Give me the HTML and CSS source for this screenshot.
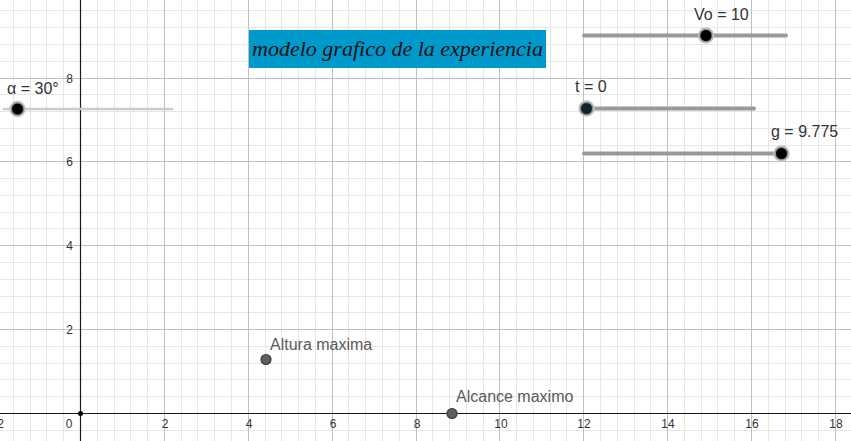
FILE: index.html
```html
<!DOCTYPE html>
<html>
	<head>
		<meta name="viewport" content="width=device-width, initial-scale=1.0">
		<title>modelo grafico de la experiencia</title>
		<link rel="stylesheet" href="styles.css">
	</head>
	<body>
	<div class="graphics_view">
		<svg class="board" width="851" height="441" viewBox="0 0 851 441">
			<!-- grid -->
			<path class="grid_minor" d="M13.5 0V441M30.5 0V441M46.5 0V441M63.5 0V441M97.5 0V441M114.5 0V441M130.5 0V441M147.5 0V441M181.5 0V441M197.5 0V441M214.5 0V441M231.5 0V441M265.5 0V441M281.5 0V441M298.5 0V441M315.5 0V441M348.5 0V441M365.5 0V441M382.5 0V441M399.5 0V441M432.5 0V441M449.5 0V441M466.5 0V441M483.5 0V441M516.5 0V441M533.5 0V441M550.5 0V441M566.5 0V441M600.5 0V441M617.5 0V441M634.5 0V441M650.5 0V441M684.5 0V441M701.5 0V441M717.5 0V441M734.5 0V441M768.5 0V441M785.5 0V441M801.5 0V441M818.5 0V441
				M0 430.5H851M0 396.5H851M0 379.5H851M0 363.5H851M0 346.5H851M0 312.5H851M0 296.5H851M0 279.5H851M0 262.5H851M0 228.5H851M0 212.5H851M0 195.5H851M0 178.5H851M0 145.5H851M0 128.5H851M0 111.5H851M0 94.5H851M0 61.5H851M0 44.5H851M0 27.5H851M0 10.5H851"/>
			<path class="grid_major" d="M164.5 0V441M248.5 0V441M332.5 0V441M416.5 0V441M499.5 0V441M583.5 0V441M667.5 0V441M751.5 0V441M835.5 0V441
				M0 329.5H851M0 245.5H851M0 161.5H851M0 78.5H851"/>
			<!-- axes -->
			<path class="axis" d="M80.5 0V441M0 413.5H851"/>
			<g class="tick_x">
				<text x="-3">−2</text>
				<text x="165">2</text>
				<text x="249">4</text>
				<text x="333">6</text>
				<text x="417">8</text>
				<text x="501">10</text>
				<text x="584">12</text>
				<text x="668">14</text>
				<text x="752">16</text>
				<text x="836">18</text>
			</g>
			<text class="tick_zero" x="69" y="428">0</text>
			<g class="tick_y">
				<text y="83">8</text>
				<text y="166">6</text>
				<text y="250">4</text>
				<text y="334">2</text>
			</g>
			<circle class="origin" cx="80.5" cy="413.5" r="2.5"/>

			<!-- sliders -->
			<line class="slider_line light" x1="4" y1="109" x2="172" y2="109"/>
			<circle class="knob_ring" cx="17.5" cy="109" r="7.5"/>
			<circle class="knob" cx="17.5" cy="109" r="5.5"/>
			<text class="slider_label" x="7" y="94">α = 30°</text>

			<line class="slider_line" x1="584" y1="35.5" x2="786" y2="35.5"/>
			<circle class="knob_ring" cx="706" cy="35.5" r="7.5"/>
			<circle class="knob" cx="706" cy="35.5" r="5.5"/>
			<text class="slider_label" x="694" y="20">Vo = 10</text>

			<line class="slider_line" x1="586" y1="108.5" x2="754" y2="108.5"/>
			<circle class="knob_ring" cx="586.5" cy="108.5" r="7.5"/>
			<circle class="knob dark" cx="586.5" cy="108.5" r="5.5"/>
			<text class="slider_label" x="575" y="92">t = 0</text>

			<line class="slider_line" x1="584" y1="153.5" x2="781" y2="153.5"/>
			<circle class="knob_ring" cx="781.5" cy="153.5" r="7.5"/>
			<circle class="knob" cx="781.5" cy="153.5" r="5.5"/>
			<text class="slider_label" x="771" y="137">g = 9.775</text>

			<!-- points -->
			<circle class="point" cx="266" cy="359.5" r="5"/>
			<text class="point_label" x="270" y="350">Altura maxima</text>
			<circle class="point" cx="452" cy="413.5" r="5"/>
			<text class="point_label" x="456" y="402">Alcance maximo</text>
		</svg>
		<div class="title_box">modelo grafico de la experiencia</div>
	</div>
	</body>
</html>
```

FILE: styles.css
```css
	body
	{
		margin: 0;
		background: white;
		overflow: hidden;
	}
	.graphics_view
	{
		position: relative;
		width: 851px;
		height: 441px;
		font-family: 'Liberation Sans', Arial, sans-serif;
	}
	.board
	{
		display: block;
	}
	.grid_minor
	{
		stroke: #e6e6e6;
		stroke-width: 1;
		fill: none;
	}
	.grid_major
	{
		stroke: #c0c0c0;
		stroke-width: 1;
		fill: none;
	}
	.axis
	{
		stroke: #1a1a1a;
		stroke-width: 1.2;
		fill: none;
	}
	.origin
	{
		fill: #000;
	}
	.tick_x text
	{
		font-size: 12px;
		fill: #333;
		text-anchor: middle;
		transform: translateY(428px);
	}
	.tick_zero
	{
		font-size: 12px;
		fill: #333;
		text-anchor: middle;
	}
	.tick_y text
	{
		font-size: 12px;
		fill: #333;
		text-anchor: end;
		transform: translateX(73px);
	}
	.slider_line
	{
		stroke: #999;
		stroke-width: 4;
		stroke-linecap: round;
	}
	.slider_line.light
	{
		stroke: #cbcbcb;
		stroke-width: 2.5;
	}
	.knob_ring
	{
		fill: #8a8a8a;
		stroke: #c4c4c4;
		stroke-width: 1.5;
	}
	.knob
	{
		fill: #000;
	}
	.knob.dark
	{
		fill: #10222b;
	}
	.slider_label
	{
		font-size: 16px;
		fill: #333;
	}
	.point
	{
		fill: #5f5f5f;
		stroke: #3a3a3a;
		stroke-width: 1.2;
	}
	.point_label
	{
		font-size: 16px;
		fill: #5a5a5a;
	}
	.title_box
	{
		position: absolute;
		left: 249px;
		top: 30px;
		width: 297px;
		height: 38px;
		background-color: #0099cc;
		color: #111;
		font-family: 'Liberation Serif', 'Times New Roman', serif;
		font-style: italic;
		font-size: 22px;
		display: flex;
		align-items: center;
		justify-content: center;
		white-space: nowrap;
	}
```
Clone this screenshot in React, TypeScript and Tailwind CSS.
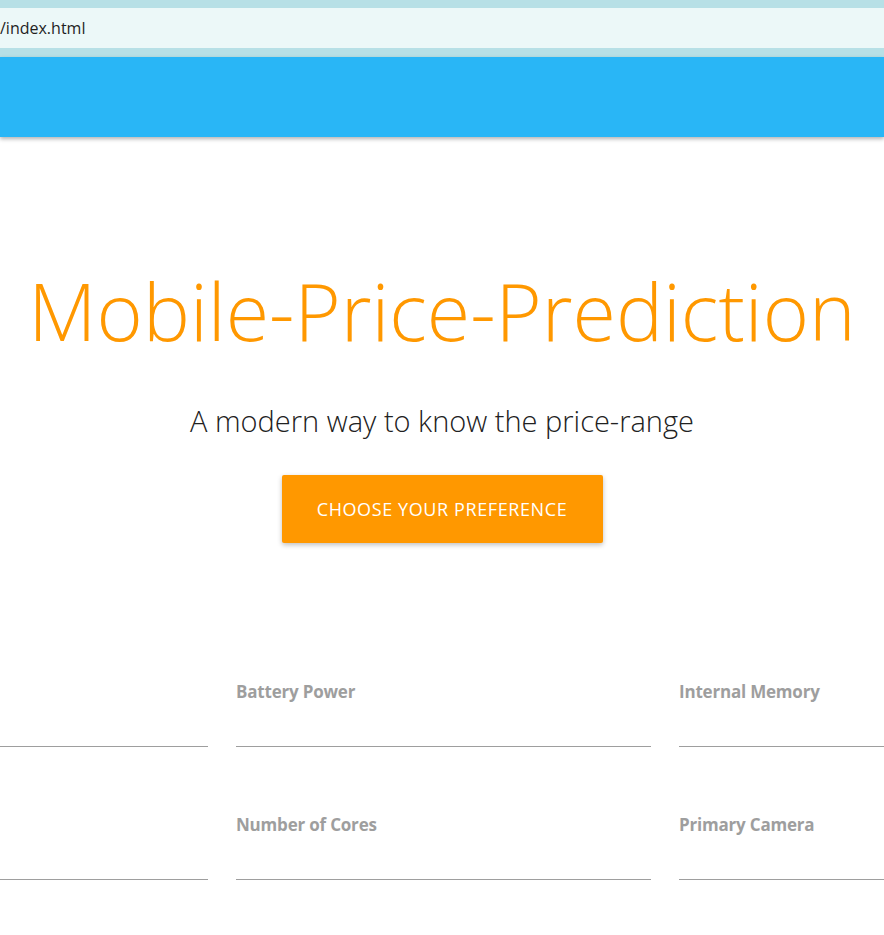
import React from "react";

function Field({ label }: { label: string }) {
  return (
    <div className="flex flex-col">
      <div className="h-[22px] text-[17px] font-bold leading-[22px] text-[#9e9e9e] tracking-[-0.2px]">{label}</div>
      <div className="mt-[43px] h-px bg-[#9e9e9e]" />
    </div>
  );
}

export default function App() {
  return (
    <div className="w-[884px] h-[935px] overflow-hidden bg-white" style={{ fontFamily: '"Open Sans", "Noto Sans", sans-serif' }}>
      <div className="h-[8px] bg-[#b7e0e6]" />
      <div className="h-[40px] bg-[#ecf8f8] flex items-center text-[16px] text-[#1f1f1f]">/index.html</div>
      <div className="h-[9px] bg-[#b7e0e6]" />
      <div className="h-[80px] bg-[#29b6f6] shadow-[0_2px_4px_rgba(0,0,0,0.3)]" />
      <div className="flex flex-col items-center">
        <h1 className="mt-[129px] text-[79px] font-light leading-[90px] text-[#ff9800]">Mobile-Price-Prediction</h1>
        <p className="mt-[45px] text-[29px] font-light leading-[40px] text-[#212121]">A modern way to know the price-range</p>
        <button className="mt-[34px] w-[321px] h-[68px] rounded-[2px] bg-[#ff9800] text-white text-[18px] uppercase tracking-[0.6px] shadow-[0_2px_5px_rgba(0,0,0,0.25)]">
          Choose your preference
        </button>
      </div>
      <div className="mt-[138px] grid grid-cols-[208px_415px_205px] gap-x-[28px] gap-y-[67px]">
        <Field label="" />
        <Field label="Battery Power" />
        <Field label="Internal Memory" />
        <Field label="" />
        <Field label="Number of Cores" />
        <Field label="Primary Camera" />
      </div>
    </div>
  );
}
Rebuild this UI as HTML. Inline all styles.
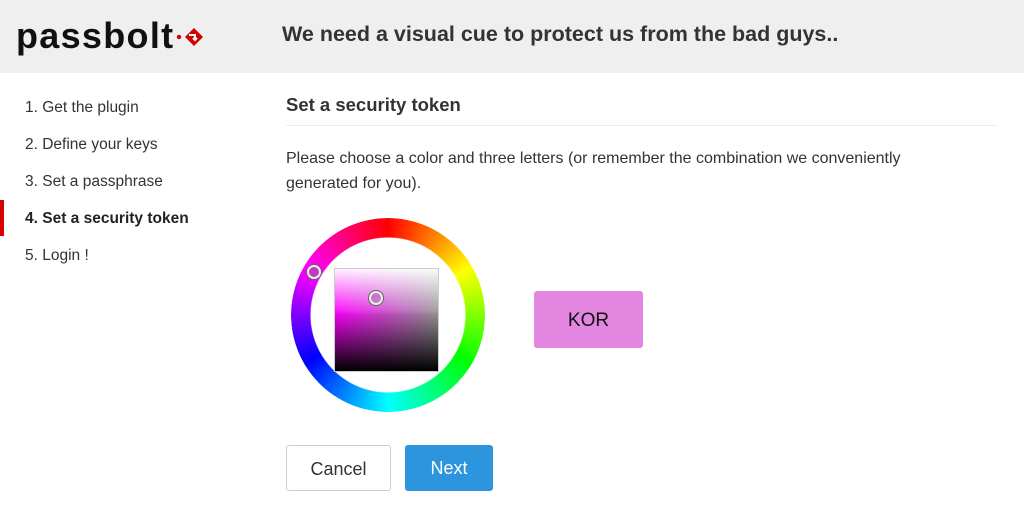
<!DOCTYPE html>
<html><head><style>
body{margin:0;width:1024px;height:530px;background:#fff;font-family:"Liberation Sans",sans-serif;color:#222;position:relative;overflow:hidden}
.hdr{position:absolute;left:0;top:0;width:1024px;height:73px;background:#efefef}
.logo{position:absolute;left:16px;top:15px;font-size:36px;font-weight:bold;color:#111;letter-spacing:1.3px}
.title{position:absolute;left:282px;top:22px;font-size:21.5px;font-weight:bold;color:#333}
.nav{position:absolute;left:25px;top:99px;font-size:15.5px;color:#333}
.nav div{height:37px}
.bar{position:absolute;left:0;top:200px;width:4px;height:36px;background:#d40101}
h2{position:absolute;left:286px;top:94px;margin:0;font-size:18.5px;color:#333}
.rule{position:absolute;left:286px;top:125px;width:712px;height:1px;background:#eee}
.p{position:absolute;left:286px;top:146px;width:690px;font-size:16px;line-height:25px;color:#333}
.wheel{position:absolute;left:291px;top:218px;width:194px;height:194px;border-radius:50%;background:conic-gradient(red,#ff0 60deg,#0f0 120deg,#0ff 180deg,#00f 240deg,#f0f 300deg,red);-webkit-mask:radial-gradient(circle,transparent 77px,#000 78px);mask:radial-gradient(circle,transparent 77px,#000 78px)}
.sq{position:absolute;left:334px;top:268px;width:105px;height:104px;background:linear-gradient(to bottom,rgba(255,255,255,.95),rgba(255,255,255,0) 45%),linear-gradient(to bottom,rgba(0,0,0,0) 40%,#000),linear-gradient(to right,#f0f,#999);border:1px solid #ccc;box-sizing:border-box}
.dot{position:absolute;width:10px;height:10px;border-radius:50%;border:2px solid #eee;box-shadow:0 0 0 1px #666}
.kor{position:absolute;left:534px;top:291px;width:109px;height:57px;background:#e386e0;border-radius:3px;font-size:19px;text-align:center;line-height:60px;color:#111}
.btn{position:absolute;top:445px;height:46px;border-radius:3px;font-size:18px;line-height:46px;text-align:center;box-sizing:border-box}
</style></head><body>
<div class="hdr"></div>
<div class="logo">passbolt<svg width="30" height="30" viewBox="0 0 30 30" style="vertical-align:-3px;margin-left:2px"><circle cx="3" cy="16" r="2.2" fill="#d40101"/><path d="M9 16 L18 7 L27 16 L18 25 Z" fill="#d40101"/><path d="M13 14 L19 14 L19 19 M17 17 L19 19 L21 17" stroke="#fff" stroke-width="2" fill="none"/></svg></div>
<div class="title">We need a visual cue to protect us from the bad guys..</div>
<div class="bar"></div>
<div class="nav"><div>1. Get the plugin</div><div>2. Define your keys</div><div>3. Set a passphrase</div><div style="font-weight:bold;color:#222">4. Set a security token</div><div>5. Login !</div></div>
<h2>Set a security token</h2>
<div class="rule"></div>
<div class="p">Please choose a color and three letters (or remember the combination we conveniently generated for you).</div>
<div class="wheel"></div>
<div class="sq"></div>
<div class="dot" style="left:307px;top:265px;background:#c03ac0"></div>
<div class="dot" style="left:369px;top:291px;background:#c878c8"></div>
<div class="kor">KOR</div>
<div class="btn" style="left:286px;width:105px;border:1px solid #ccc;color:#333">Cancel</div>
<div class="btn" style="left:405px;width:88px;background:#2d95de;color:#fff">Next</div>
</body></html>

▶ [Exercise task] Each line that contains the string "styles" counts once; report how many such lines the entries have, giving only the number.

▶ [Task output] 3